-- STORED DATA start --

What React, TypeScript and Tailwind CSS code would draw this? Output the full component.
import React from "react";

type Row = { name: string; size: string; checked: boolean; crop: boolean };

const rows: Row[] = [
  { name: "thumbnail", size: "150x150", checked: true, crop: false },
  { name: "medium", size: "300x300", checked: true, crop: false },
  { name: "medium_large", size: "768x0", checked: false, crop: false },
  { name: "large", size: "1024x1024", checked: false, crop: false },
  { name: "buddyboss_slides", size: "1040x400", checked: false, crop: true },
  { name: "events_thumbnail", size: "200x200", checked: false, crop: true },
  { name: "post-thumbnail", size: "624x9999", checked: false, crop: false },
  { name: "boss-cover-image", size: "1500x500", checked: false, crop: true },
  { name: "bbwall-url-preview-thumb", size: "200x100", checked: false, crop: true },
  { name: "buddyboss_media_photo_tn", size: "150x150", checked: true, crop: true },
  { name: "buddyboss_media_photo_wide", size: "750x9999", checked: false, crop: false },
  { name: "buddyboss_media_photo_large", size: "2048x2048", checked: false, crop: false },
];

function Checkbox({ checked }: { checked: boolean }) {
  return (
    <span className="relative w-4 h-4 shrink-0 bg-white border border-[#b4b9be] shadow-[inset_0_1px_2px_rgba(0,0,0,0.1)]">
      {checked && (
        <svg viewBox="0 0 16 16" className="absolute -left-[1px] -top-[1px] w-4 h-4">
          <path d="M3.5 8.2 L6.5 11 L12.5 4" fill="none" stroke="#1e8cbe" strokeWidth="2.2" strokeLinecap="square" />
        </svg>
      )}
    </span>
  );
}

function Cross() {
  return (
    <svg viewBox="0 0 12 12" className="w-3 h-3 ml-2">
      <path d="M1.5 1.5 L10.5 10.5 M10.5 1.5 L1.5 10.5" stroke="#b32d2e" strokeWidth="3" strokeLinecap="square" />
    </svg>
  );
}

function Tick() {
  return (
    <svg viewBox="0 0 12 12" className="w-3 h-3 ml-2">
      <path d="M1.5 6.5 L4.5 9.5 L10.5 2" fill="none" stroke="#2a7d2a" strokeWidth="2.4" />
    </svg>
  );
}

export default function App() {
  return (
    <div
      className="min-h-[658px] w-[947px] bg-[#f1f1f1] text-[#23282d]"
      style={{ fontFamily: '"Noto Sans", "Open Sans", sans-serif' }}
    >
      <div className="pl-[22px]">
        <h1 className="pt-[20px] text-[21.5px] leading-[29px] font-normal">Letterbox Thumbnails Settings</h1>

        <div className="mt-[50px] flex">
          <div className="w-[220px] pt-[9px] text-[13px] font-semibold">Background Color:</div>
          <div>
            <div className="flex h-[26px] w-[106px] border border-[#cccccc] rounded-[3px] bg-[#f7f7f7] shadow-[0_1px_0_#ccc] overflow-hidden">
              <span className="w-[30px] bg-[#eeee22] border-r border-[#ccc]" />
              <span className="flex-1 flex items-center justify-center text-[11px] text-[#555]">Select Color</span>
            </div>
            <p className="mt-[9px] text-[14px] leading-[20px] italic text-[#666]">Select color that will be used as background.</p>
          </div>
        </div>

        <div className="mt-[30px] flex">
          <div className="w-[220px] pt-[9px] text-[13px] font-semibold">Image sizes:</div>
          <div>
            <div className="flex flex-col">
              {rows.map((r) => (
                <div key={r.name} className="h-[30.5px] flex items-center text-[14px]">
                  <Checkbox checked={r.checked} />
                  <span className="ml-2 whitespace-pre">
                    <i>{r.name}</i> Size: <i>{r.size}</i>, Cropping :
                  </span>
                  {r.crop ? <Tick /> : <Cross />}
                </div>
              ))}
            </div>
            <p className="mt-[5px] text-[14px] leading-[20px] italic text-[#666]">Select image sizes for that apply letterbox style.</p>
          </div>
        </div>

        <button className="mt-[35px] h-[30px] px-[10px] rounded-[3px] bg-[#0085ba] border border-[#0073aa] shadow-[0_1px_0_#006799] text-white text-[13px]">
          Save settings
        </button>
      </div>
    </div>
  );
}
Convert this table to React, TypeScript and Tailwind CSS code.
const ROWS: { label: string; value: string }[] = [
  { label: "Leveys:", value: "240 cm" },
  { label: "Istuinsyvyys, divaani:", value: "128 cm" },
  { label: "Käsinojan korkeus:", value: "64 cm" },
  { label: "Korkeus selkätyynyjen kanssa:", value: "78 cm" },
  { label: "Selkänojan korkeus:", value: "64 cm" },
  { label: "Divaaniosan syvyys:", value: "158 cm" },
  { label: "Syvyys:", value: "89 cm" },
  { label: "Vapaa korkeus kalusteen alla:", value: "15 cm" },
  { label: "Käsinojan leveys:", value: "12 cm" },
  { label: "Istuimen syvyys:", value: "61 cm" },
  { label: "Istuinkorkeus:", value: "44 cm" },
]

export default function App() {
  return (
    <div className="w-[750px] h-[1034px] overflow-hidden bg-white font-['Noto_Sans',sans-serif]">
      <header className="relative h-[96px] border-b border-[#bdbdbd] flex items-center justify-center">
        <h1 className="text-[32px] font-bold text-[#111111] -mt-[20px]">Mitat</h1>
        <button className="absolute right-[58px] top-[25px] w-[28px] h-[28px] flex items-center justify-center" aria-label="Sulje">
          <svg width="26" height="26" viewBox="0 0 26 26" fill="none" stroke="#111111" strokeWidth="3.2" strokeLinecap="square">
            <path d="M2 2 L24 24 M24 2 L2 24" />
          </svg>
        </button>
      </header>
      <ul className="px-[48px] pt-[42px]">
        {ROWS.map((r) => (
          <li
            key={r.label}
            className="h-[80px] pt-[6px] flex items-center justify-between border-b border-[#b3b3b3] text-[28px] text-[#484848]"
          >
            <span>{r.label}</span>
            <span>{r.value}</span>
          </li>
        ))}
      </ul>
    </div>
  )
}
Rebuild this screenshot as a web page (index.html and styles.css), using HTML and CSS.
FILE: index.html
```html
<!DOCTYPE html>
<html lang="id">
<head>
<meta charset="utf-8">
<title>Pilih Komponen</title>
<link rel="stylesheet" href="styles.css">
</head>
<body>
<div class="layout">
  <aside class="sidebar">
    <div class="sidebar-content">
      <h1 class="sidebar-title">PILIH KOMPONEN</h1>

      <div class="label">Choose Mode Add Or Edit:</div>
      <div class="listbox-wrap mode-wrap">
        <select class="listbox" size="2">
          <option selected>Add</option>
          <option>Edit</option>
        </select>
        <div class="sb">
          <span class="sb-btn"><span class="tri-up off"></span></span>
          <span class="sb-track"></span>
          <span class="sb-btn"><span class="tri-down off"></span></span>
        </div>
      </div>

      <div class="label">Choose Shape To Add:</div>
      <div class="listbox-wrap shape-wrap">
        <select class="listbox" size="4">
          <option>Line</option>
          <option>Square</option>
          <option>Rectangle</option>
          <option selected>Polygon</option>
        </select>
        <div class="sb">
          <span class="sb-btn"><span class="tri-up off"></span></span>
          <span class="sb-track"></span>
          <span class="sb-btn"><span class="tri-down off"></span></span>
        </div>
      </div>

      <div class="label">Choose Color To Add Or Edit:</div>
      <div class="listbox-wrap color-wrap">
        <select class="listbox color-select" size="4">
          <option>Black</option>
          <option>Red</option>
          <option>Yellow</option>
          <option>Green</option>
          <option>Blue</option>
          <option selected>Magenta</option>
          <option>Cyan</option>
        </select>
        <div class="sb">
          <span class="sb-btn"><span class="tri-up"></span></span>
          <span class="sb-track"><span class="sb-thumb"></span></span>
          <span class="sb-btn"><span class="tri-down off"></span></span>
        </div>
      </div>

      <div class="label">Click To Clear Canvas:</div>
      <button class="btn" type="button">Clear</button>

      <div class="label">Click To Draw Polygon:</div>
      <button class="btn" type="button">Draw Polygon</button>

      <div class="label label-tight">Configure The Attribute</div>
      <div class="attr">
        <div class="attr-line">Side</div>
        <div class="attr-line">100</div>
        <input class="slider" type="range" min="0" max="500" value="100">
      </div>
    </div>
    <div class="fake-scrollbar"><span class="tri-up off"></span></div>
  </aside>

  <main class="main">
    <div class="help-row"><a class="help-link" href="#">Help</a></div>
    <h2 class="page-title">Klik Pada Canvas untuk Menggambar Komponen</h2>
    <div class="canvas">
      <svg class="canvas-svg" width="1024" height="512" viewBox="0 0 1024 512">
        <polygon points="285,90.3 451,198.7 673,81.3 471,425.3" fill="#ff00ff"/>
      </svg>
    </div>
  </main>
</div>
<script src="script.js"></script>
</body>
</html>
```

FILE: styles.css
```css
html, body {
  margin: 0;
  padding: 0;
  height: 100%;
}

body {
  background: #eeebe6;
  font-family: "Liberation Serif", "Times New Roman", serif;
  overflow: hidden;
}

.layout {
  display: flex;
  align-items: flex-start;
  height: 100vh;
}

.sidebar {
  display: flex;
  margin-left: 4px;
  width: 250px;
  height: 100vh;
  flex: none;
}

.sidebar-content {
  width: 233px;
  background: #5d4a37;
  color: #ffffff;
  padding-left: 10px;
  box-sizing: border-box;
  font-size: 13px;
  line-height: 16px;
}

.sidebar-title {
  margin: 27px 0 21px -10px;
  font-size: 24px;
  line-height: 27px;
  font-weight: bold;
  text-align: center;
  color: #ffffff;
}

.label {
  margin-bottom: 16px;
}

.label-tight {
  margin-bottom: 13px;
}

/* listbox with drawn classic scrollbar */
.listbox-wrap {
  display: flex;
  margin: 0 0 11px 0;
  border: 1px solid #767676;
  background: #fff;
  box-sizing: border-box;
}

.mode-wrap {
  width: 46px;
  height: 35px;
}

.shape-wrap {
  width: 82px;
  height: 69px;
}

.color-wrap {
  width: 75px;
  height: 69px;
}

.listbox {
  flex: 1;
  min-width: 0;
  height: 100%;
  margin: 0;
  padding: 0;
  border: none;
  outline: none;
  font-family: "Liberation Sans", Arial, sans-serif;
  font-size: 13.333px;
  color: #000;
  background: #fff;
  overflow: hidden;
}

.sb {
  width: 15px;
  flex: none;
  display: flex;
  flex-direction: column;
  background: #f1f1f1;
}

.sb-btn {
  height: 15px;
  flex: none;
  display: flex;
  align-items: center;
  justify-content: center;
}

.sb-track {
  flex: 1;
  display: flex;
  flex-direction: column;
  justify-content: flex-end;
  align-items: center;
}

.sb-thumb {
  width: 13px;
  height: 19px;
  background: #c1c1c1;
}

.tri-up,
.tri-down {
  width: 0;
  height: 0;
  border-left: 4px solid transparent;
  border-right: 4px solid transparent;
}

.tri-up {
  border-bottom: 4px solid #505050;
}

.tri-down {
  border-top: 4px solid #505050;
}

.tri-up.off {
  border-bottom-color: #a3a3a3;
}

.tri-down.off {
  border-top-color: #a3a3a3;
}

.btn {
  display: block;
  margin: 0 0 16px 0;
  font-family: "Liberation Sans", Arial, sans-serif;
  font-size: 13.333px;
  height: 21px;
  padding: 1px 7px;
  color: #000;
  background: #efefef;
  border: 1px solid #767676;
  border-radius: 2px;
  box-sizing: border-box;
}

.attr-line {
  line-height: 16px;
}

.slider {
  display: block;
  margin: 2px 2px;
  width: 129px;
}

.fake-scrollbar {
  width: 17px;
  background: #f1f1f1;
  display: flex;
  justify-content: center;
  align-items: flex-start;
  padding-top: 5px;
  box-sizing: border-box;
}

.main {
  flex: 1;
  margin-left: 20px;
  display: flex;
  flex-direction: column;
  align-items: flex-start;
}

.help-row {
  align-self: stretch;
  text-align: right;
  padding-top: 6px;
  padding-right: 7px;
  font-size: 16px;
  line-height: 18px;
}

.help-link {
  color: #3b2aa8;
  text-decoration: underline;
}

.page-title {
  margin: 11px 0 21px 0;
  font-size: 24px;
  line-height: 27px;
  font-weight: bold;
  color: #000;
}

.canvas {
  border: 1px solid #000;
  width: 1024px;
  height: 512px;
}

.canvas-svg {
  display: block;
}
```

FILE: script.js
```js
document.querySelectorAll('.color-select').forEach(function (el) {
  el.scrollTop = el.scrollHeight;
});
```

-- STORED DATA end --

YOUR GOAL: Print exactly, and only, the lines beginning at the top of the listing and ending at the line with "string; size: string;".

REPLY:
What React, TypeScript and Tailwind CSS code would draw this? Output the full component.
import React from "react";

type Row = { name: string; size: string; checked: boolean; crop: boolean };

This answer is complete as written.